The major Portuguese law firms all now have strong regional affiliations, alongside PLMJ, FCB&A and Abreu Advogados, Cuatrecasas Gonçalves Pereira and Vieira de Almeida and Raposo Bernardo are notably active (and have offices in Maputo in Mozambique).
“The market is big enough for several players but it is vital to have a presence on the ground to be able to deliver an international level of service and fundamentally to be able to operate in both English and Portuguese,” says Rui Amendoeira, Managing Partner of Miranda, the longest established Lisbon firm in Angola, in association with local office Fatima Freitas.
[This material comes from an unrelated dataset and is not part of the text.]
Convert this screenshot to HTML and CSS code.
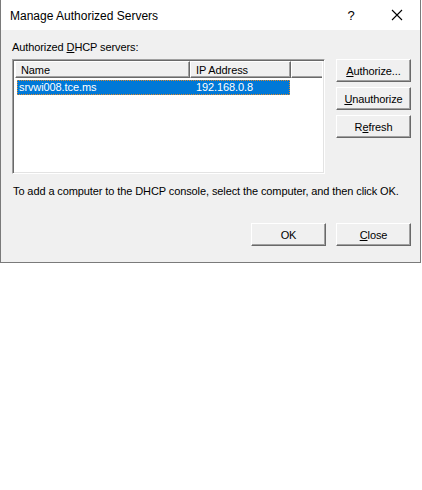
FILE: index.html
```html
<!DOCTYPE html>
<html lang="en">
<head>
    <meta charset="UTF-8">
    <title>Manage Authorized Servers</title>
    <link rel="stylesheet" href="styles.css">
</head>
<body>
    <div class="dialog">
        <div class="titlebar">
            <span class="title">Manage Authorized Servers</span>
            <span class="help">?</span>
            <span class="close-x">
                <svg width="12" height="12" viewBox="0 0 12 12"><path d="M1 1 L11 11 M11 1 L1 11" stroke="#000" stroke-width="1.1" fill="none"/></svg>
            </span>
        </div>

        <div class="content">
            <div class="label">Authorized <u>D</u>HCP servers:</div>

            <div class="main">
                <div class="listbox">
                    <div class="header">
                        <div class="col col-name">Name</div>
                        <div class="col col-ip">IP Address</div>
                        <div class="col col-rest"></div>
                    </div>
                    <div class="row selected">
                        <span class="cell-name">srvwi008.tce.ms</span>
                        <span class="cell-ip">192.168.0.8</span>
                    </div>
                </div>

                <div class="side-buttons">
                    <button class="btn"><u>A</u>uthorize...</button>
                    <button class="btn"><u>U</u>nauthorize</button>
                    <button class="btn">R<u>e</u>fresh</button>
                </div>
            </div>

            <p class="hint">To add a computer to the DHCP console, select the computer, and then click OK.</p>

            <div class="footer-buttons">
                <button class="btn">OK</button>
                <button class="btn"><u>C</u>lose</button>
            </div>
        </div>
    </div>
</body>
</html>
```

FILE: styles.css
```css
body {
    margin: 0;
    background: #ffffff;
    font-family: 'Liberation Sans', Arial, sans-serif;
    font-size: 11px;
    letter-spacing: -0.1px;
    color: #000;
}
.dialog {
    width: 421px;
    height: 263px;
    box-sizing: border-box;
    border: 1px solid #7a7a7a;
    border-top: none;
    background: #f0f0f0;
    display: flex;
    flex-direction: column;
}
.titlebar {
    height: 30px;
    background: #ffffff;
    display: flex;
    align-items: center;
    padding-left: 9px;
    letter-spacing: 0;
}
.title {
    font-size: 12px;
    flex: 1;
    padding-top: 1px;
}
.help {
    font-size: 13px;
    width: 46px;
    text-align: center;
    padding-left: 3px;
}
.close-x {
    width: 46px;
    display: flex;
    justify-content: center;
}
.content {
    flex: 1;
    padding: 11px 9px 0 11px;
    display: flex;
    flex-direction: column;
}
.label {
    height: 13px;
    line-height: 13px;
    margin-bottom: 5px;
}
.main {
    display: flex;
    align-items: flex-start;
}
.listbox {
    width: 314px;
    height: 115px;
    box-sizing: border-box;
    background: #fff;
    border-top: 1px solid #a0a0a0;
    border-left: 1px solid #a0a0a0;
    border-right: 1px solid #fff;
    border-bottom: 1px solid #fff;
    box-shadow: inset 1px 1px 0 #696969, inset -1px -1px 0 #e3e3e3;
    padding: 1px 2px 2px 2px;
}
.header {
    display: flex;
    height: 17px;
}
.col {
    box-sizing: border-box;
    height: 17px;
    line-height: 16px;
    padding-left: 5px;
    background: #f0f0f0;
    border-top: 1px solid #fff;
    border-left: 1px solid #fff;
    border-right: 1px solid #696969;
    border-bottom: 1px solid #696969;
    box-shadow: inset -1px -1px 0 #a0a0a0;
}
.col-name { width: 175px; }
.col-ip { width: 101px; }
.col-rest { flex: 1; border-right: none; box-shadow: inset 0 -1px 0 #a0a0a0; }
.row {
    display: flex;
    height: 15px;
    line-height: 13px;
    margin: 2px 0 0 2px;
    width: 273px;
    box-sizing: border-box;
}
.selected {
    background: #0078d7;
    color: #fff;
    border: 1px dotted #e08a2c;
}
.cell-name {
    width: 176px;
    padding-left: 1px;
}
.cell-ip {
    padding-left: 1px;
}
.side-buttons {
    display: flex;
    flex-direction: column;
    gap: 5px;
    margin-left: 11px;
}
.btn {
    width: 75px;
    height: 23px;
    box-sizing: border-box;
    font-family: 'Liberation Sans', Arial, sans-serif;
    font-size: 11px;
    letter-spacing: -0.1px;
    color: #000;
    background: #f0f0f0;
    border-top: 1px solid #fff;
    border-left: 1px solid #fff;
    border-right: 1px solid #696969;
    border-bottom: 1px solid #696969;
    box-shadow: inset -1px -1px 0 #a0a0a0;
    padding: 0;
}
.hint {
    margin: 11px 0 0 1px;
    line-height: 13px;
}
.footer-buttons {
    display: flex;
    justify-content: flex-end;
    gap: 10px;
    margin-top: 25px;
}
```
Mozambique has also seen significant reforms in the last few years as it sought to encourage further inward investment, and to modernise its own – Portuguese dominated – legislative and regulatory systems. Nonetheless, it has felt the effects of the global financial crisis, as funding for the major infrastructure and energy projects has proved more difficult to source.
‘The government is intensifying efforts, especially during this period of crisis, to upkeep and preserve the progress achieved in the last decade,’ says Tiago Mendonça de Castro, who leads the Mozambique practice at PLMJ in Lisbon and in Maputo.
South Africa remains Mozambique’s main trading partner, but Belgium and Spain also figure prominently, as inevitably does Portugal. But the country has also seen significant investment from China and now Brazil – the mining giant Vale this year announced a $1.3bn (€936m) coal extraction project in northern Mozambique, which has the potential to make the country Africa’s second largest coal producer.
‘Despite the global economic situation we see Mozambique continuing to attract considerable international investor interest in the energy, mining and tourism sectors,’ says Gregory Nott, managing partner of Dewey & LeBoeuf’s Johannesbourg office, who is advising energy clients on local projects. ‘Much of the focus remains channelled through Maputo but the country as a whole is one in which there remains huge optimism in the region.’